- Aim of the exercise
Identify the lines that contain the string "this", then copy each of them.

#### Task inputs ####

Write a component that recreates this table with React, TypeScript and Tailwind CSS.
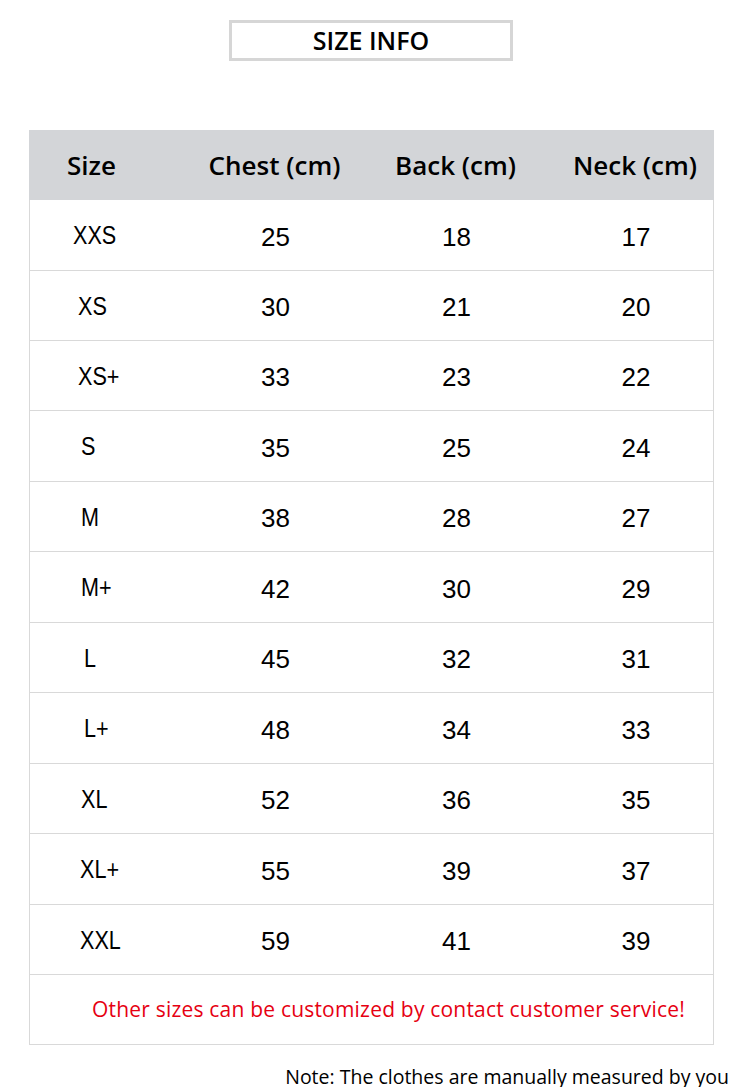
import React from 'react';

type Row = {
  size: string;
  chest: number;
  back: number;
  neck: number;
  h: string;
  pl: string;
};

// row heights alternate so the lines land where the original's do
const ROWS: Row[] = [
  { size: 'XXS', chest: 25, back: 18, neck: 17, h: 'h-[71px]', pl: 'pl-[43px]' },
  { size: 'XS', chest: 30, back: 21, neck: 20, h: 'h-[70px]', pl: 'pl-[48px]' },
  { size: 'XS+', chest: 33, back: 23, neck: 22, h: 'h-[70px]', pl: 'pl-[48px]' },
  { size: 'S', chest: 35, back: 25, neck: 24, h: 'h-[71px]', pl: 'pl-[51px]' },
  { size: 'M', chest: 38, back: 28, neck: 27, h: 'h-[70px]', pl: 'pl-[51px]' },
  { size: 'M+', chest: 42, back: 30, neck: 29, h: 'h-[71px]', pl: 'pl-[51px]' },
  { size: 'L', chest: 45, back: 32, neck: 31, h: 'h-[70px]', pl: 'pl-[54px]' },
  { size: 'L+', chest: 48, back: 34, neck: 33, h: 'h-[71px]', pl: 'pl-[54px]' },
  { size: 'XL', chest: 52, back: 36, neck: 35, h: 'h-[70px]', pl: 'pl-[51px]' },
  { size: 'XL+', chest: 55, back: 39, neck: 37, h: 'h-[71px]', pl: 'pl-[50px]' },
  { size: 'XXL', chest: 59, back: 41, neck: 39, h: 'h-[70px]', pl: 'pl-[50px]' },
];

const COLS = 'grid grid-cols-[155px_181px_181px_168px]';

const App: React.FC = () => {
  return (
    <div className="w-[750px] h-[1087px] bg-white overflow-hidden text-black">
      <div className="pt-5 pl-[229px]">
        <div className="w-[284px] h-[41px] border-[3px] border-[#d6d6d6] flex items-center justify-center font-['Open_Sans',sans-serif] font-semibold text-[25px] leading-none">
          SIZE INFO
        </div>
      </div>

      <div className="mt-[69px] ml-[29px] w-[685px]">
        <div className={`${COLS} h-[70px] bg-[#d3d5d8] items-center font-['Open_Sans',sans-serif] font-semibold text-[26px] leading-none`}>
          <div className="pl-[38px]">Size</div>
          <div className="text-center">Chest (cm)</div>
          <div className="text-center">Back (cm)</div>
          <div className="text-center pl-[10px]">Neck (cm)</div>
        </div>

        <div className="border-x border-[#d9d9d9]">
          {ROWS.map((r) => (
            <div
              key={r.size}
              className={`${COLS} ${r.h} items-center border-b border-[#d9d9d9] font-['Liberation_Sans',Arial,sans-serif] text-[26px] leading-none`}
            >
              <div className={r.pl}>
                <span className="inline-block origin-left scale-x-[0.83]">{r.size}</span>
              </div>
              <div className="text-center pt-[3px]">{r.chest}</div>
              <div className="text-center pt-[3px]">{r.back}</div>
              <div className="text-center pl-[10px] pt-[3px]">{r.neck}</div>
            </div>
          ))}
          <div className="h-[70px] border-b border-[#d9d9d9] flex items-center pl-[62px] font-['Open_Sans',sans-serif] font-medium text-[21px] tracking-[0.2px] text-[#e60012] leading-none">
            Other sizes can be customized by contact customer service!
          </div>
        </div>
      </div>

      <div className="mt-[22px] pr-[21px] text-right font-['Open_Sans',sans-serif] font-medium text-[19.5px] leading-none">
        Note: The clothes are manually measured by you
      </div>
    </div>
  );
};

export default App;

####
#### Task inputs ####

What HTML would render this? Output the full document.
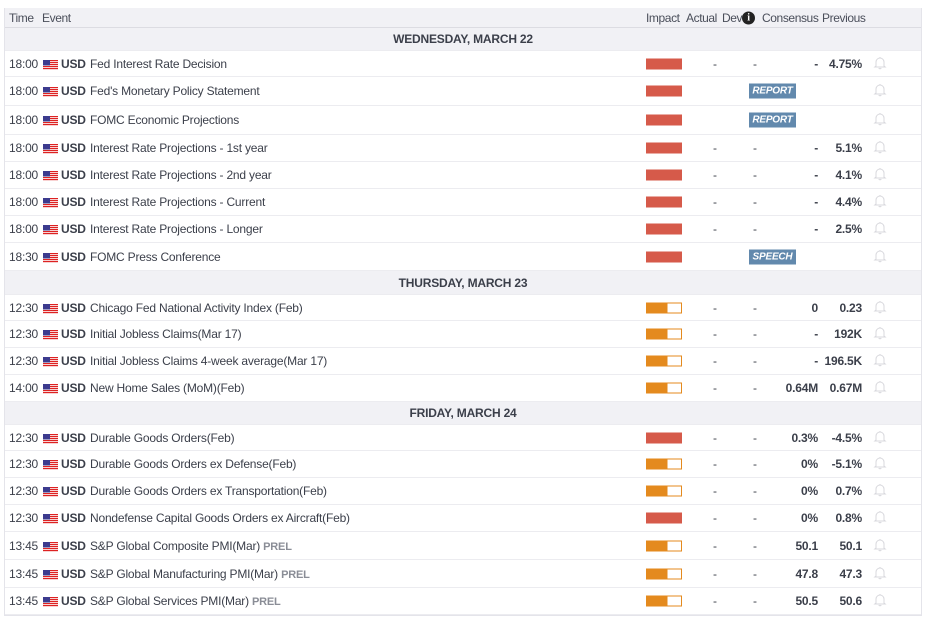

####

- Task response
Write a component that recreates this table with React, TypeScript and Tailwind CSS.
What HTML would render this? Output the full document.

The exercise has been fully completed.